PETALING JAYA: While the US and China engage in a trade war which has taken its toll on Bursa Malaysia, the constant politicking and questions about a transfer of power are making things worse, says a fund manager. However, an academician disagrees, saying the market slump is because of fears of a recession.
Since the general election of May 2018, market capitalisation has fallen from RM1.62 trillion on May 9 last year to RM1.41 trillion on Thursday (Aug 29) — a “paper loss” of RM210 billion in capital value.
For the past 15 months, government leaders have been under fire from the opposition, most notably former prime minister Najib Razak, who has repeatedly illustrated the difference between the stock market’s performance during his time and the present.
Fund manager Danny Wong says there is no need yet to panic over the stock market’s performance but believes less politicking and a clearer picture of how the government plans to grow the economy would help.
“Going by the FTSE Bursa Malaysia EMAS Index, which captures the broader market, market capitalisation went down from RM1.62 trillion on May 9, 2018 to RM1.41 trillion on Aug 29, 2019.
“This 13% dip amounts to an RM210 billion loss, but this does not paint an accurate overall picture of the stock market.
“It is mostly the ‘big boys’ who have taken a hit,” said Wong, who is chief executive of Areca Capital.
He said big stocks went down by some 5% but some mid- and small-cap stocks are performing, with some showing increases in value of between 15% and 18%.
The drop in the bigger stocks, he said, also affected fund management institutions because they typically buy shares in such companies.
In the case of big stocks, Wong said that many are either controlled or associated with government-linked companies and changes in their board or leadership in the past year would have a short-term effect on them.
“Also when it comes to external factors, such as an increase in cost or slowdown in business, small or mid-cap companies are less vulnerable.”

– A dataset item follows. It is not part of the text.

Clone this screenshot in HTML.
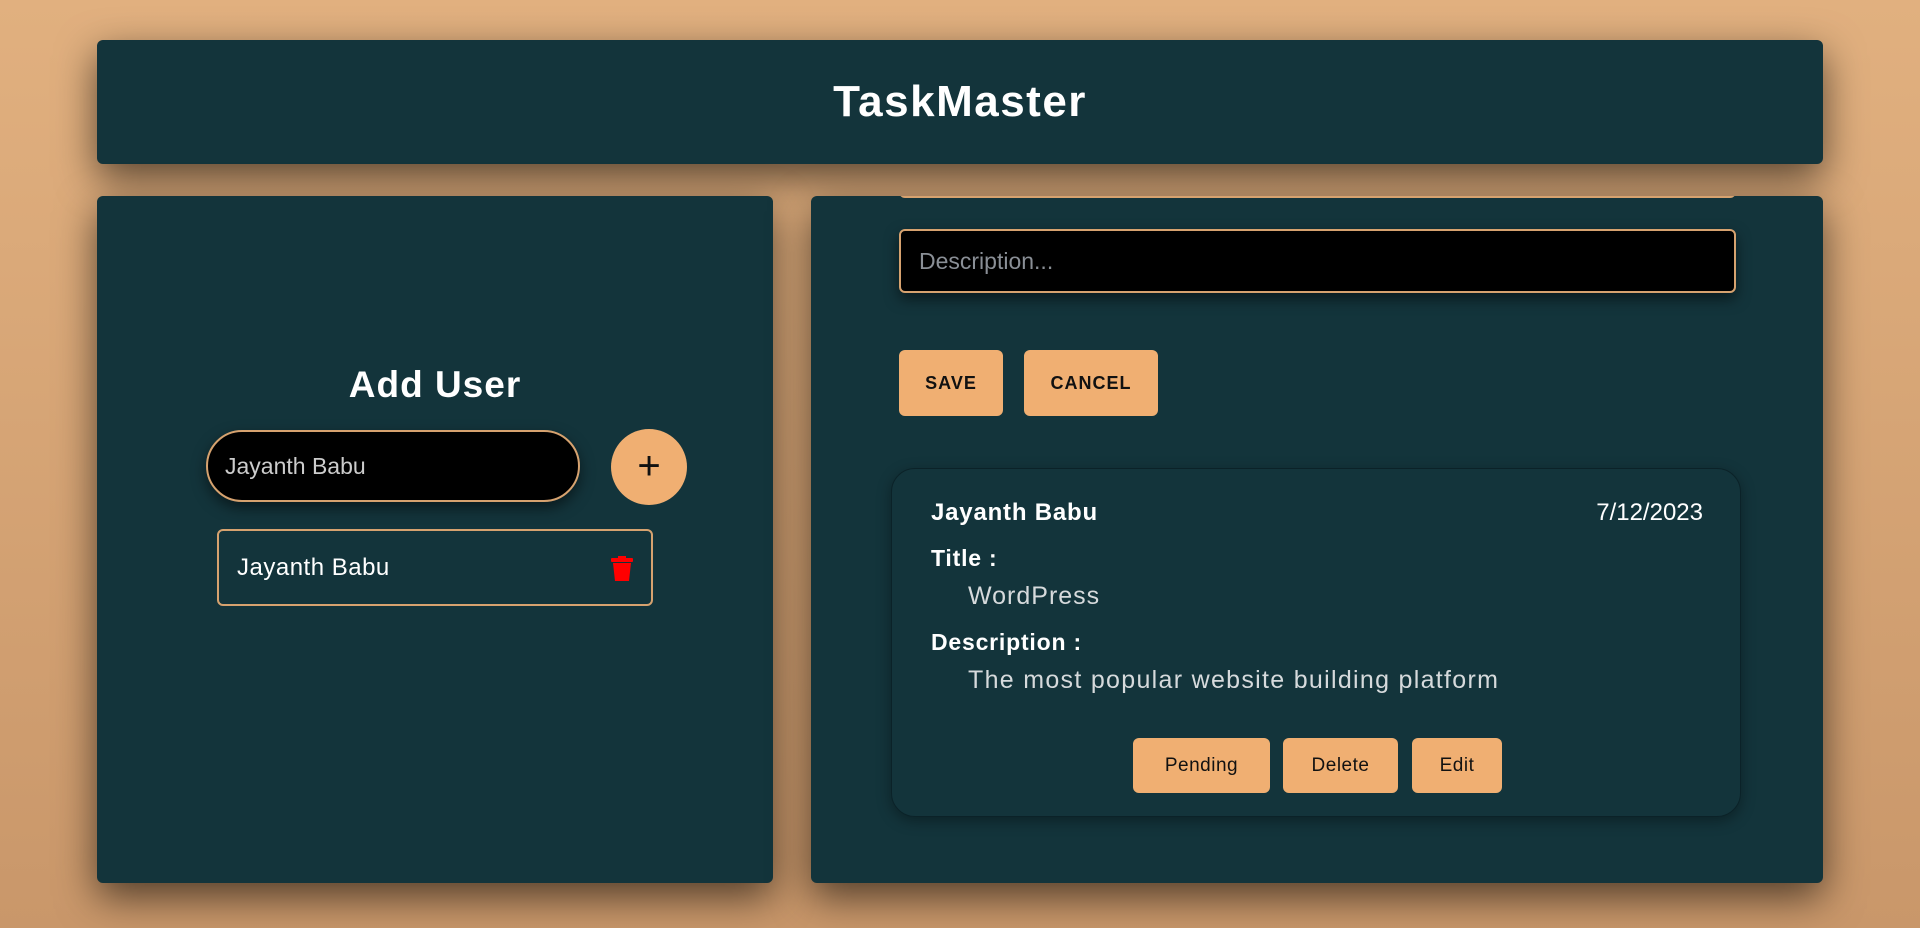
<!DOCTYPE html>
<html><head><style>
*{box-sizing:border-box;margin:0;padding:0}
body{width:1920px;height:928px;overflow:hidden;background:linear-gradient(180deg,#e1b07f 0%,#c9976a 100%);font-family:"Liberation Sans",sans-serif;position:relative}
.panel{position:absolute;background:#13343b;border-radius:6px;box-shadow:0 14px 40px rgba(0,0,0,.6)}
.abs{position:absolute}
.btn{position:absolute;background:#f0af72;border-radius:6px;color:#111;display:flex;align-items:center;justify-content:center}
</style></head><body>
<div class="panel" style="left:97px;top:40px;width:1726px;height:124px;display:flex;align-items:center;justify-content:center;color:#fff;font-weight:bold;font-size:44px;letter-spacing:1.5px">TaskMaster</div>

<div class="panel" style="left:97px;top:196px;width:676px;height:687px">
  <div class="abs" style="left:0;width:676px;top:168px;text-align:center;color:#fff;font-weight:bold;font-size:37px;letter-spacing:1px">Add User</div>
  <div class="abs" style="left:109px;top:234px;width:374px;height:72px;background:#000;border:2px solid #d6a26f;border-radius:36px;box-shadow:0 6px 14px rgba(0,0,0,.5);color:#ccc;font-size:23px;padding-left:17px;line-height:68px">Jayanth Babu</div>
  <div class="abs" style="left:514px;top:233px;width:76px;height:76px;border-radius:50%;background:#f0af72;color:#111;font-size:40px;text-align:center;line-height:74px">+</div>
  <div class="abs" style="left:120px;top:333px;width:436px;height:77px;border:2px solid #d6a26f;border-radius:6px;color:#fff;font-size:24px;padding-left:18px;line-height:73px;letter-spacing:0.5px">Jayanth Babu
    <svg style="position:absolute;left:392px;top:25px" width="22" height="26" viewBox="0 0 22 26"><rect x="0" y="2" width="22" height="4" rx="1" fill="#f00"/><rect x="7" y="0" width="8" height="3" fill="#f00"/><path d="M2 7h18l-2 18H4z" fill="#f00"/></svg>
  </div>
</div>

<div class="panel" style="left:811px;top:196px;width:1012px;height:687px;overflow:hidden">
  <div class="abs" style="left:88px;top:-28px;width:837px;height:30px;background:#000;border:2px solid #d6a26f;border-radius:6px"></div>
  <div class="abs" style="left:88px;top:33px;width:837px;height:64px;background:#000;border:2px solid #d6a26f;border-radius:6px;box-shadow:0 6px 14px rgba(0,0,0,.5);color:#8a8f96;font-size:23px;padding-left:18px;line-height:60px">Description...</div>
  <div class="btn" style="left:88px;top:154px;width:104px;height:66px;font-weight:bold;font-size:18px;letter-spacing:1px">SAVE</div>
  <div class="btn" style="left:213px;top:154px;width:134px;height:66px;font-weight:bold;font-size:18px;letter-spacing:1px">CANCEL</div>
  <div class="abs" style="left:80px;top:272px;width:850px;height:349px;border:1px solid #0b2228;border-radius:24px;box-shadow:0 4px 14px rgba(0,0,0,.35)">
    <div class="abs" style="left:39px;top:30px;color:#fff;font-weight:bold;font-size:24px;letter-spacing:0.8px">Jayanth Babu</div>
    <div class="abs" style="right:37px;top:30px;color:#fff;font-size:24px">7/12/2023</div>
    <div class="abs" style="left:39px;top:76px;color:#fff;font-weight:bold;font-size:23px;letter-spacing:0.8px">Title :</div>
    <div class="abs" style="left:76px;top:113px;color:#d6dadc;font-size:25px;letter-spacing:1px">WordPress</div>
    <div class="abs" style="left:39px;top:160px;color:#fff;font-weight:bold;font-size:23px;letter-spacing:0.8px">Description :</div>
    <div class="abs" style="left:76px;top:197px;color:#d6dadc;font-size:25px;letter-spacing:1.3px">The most popular website building platform</div>
    <div class="btn" style="left:241px;top:269px;width:137px;height:55px;font-size:19px;letter-spacing:0.5px">Pending</div>
    <div class="btn" style="left:391px;top:269px;width:115px;height:55px;font-size:19px;letter-spacing:0.5px">Delete</div>
    <div class="btn" style="left:520px;top:269px;width:90px;height:55px;font-size:19px;letter-spacing:0.5px">Edit</div>
  </div>
</div>
</body></html>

The fall in capitalisation is only a “paper loss” as shareholders will only suffer actual losses if they sell their stocks for a lower price than they were bought.
“For big stocks, people usually buy them for the long-haul. For bank stocks, short-term fluctuations don’t matter as people will see them as having the ability to generate revenue and rebound.”
Wong said the US-China trade war has had an impact on perceptions about the economy, as did the constant politicking and question marks over the transfer of power from Prime Minister Dr Mahathir Mohamad to Anwar Ibrahim.
“Will there be a change in leadership and such policies? There is speculation that a telco giant may have to fork out billions as part of the National Fiberisation and Connectivity Plan (NCFP) and this will affect its revenue. Will this change if there is a change in leadership? These are questions investors will have.”
Politicking he said, fuelled uncertainty and this wasn’t good for investors.
“Sometimes, the government wants to implement something and then it can’t because of politicking. Tomorrow, it’s something else that is politicised.”
Wong said the government would also be giving the stock market a boost if it shared its plans to grow the economy.
Stock slump because of fears of a recession, says academic
But economist Barjoyai Bardai has a different view, saying that while politics plays a role in the stock market performance, it isn’t substantial given that the country went through the most radical change in its political scenario with the change of government.
Barjoyai, who is with Universiti Tun Abdul Razak, said he does not believe the market is too concerned about smaller post-GE14 developments compared to external factors like the trade war and a sluggish global economy.
The slump in the Bursa Malaysia, he said, was expected as the country is expecting a recession and usually the stock market will experience a downturn before the overall economy does.
The government, he adds, could come up with a stimulant, like a megaproject, to get the market excited but he doesn’t think it should.
“To me, the government should allow a recession to happen and later let the stock market recover on its own.
“Recessions are a normal part of an economic cycle. The faster we face it, the faster we can recover and the stock market will be the first to recover.”